What the leaders in Jerusalem did was something far more radical. Not requiring that non-Jewish converts to Jesus become Jews meant that these non-Jews would come into the Church without the long process of formation that all Jews had simply by being Jews. They would do the work of being Christians in a different culture, speaking a different language, and bringing different sensibilities to the task. They would not just be Christians but Gentile Christians. There were many more non-Jewish than Jewish folks in the Mediterranean region. The decision to allow non-Jews to become Christians without becoming Jews first meant that eventually the Church would no longer be a Jewish community with a few non-Jewish members, but a Gentile community with a few Jewish members.
They moved beyond tolerance of differences. They moved beyond diversity. James, the brother of Jesus, and the other leaders in Jerusalem did what few leaders have ever done and they led a community to do what very few communities have ever done. They gave away their power. They de-centered themselves. They led their community to abandon its own privilege within the Jesus movement.

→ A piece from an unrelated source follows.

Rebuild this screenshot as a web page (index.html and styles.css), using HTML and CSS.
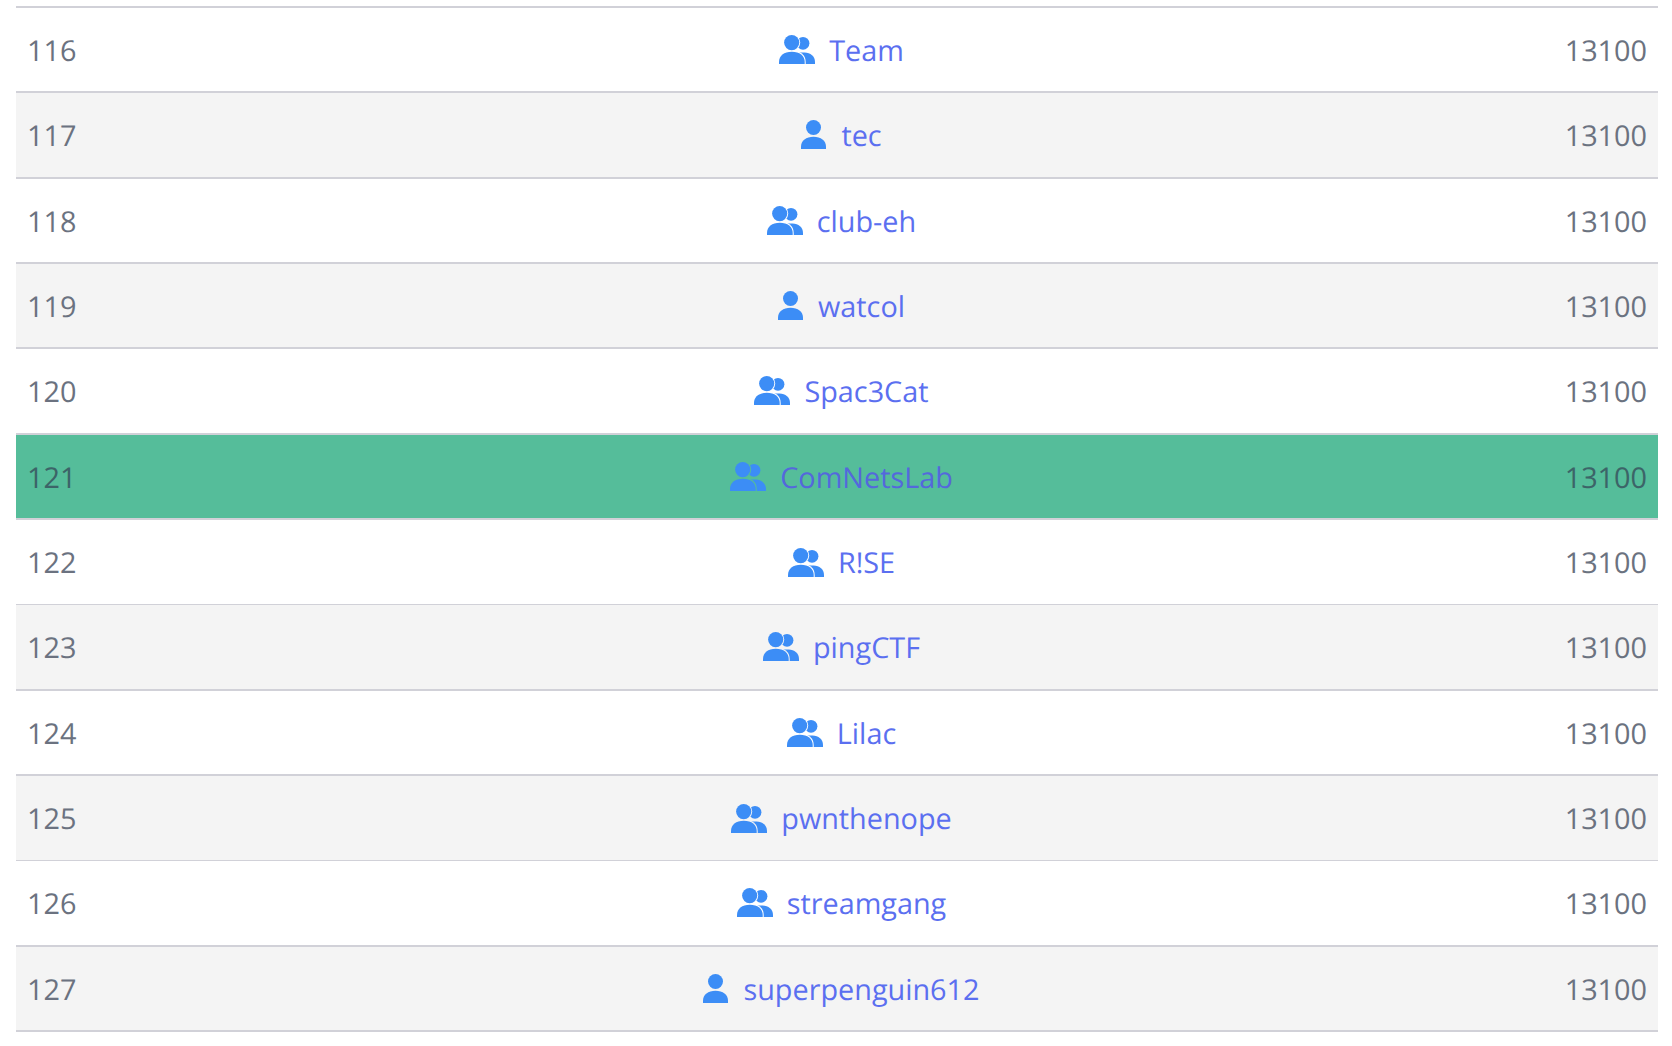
FILE: index.html
```html
<!DOCTYPE html>
<html lang="en">
<head>
<meta charset="utf-8">
<title>Scoreboard</title>
<link rel="stylesheet" href="styles.css">
</head>
<body>
<svg class="defs" width="0" height="0" aria-hidden="true">
  <defs>
    <mask id="team-cut" maskUnits="userSpaceOnUse" x="0" y="0" width="36" height="29">
      <rect width="36" height="29" fill="#fff"/>
      <circle cx="12.700" cy="7.600" r="8.500" fill="#000"/>
      <path d="M-1 30v-3C-1 19.500 4.500 15.700 12.800 15.700S26.700 19.500 26.700 27v3z" fill="#000"/>
    </mask>
  </defs>
  <symbol id="user" viewBox="0 0 25 29"><circle cx="12.500" cy="7.500" r="7.500"/><path d="M0 29v-2.500C0 20.500 5.200 16.700 12.500 16.700S25 20.500 25 26.500V29z"/></symbol>
  <symbol id="team" viewBox="0 0 36 29">
    <circle cx="12.700" cy="7.600" r="7.600"/>
    <path d="M0 29v-2C0 20.500 5 16.700 12.800 16.700S25.700 20.500 25.700 27v2z"/>
    <g mask="url(#team-cut)">
      <circle cx="24" cy="8.300" r="6.400"/>
      <path d="M18 29V17.600h7.500C31.500 17.600 36 21.500 36 27v2z"/>
    </g>
  </symbol>
</svg>
<div class="board">
  <div class="row"><span class="rank">116</span><span class="name"><svg class="ico team"><use href="#team"/></svg><a>Team</a></span><span class="score">13100</span></div>
  <div class="row alt"><span class="rank">117</span><span class="name"><svg class="ico user"><use href="#user"/></svg><a>tec</a></span><span class="score">13100</span></div>
  <div class="row"><span class="rank">118</span><span class="name"><svg class="ico team"><use href="#team"/></svg><a>club-eh</a></span><span class="score">13100</span></div>
  <div class="row alt"><span class="rank">119</span><span class="name"><svg class="ico user"><use href="#user"/></svg><a>watcol</a></span><span class="score">13100</span></div>
  <div class="row"><span class="rank">120</span><span class="name"><svg class="ico team"><use href="#team"/></svg><a>Spac3Cat</a></span><span class="score">13100</span></div>
  <div class="row mine"><span class="rank">121</span><span class="name"><svg class="ico team"><use href="#team"/></svg><a>ComNetsLab</a></span><span class="score">13100</span></div>
  <div class="row thin"><span class="rank">122</span><span class="name"><svg class="ico team"><use href="#team"/></svg><a>R!SE</a></span><span class="score">13100</span></div>
  <div class="row alt"><span class="rank">123</span><span class="name"><svg class="ico team"><use href="#team"/></svg><a>pingCTF</a></span><span class="score">13100</span></div>
  <div class="row"><span class="rank">124</span><span class="name"><svg class="ico team"><use href="#team"/></svg><a>Lilac</a></span><span class="score">13100</span></div>
  <div class="row alt thin"><span class="rank">125</span><span class="name"><svg class="ico team"><use href="#team"/></svg><a>pwnthenope</a></span><span class="score">13100</span></div>
  <div class="row"><span class="rank">126</span><span class="name"><svg class="ico team"><use href="#team"/></svg><a>streamgang</a></span><span class="score">13100</span></div>
  <div class="row alt"><span class="rank">127</span><span class="name"><svg class="ico user"><use href="#user"/></svg><a>superpenguin612</a></span><span class="score">13100</span></div>
</div>
</body>
</html>
```
FILE: styles.css
```css
html, body { margin: 0; padding: 0; background: #fff; }
body { height: 1046px; overflow: hidden; }
.defs { position: absolute; }
.board {
  margin: 6px 14px 0 16px;
  border-top: 2px solid #d1d1d8;
  font-family: "Open Sans", sans-serif;
  font-size: 28.8px;
  color: #6b7280;
  text-rendering: geometricPrecision;
}
.row {
  display: grid;
  grid-template-columns: 171px 1fr 162px;
  align-items: center;
  height: 83.33px;
  padding: 0 11px;
  border-bottom: 2px solid #d1d1d8;
  background: #fff;
}
.thin { height: 84.33px; border-bottom-width: 1px; }
.alt { background: #f4f4f4; }
.mine { background: #55bd9a; color: #3c6468; }
.rank, .score, .name a { padding-top: 1.5px; }
.rank { text-align: left; }
.score { text-align: right; }
.name { display: flex; align-items: center; justify-content: center; gap: 14px; }
.name a { color: #5b6ff0; }
.mine .name a { color: #5468dc; }
.ico { fill: #3c8df6; flex: none; }
.team { width: 36px; height: 29px; }
.user { width: 25px; height: 29px; margin-right: 1px; }
```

Now, I don't know whether this "actually happened" or not. I do know that in telling the Church's story in this way, Acts sets before us a radically different way of conducting ourselves in the Church and in the world. This way is open to others. It is open to its own conversion for the sake of others. It is willing to give away its power and its status. It is willing to give up its own life so that others may experience God's love. It is, in short, Christ-like. Now that would be a new thing. Or at least a very old thing remembered and made new again. Yes, church is hard. But together we can do hard things and the world will become wonderful in new ways when we do.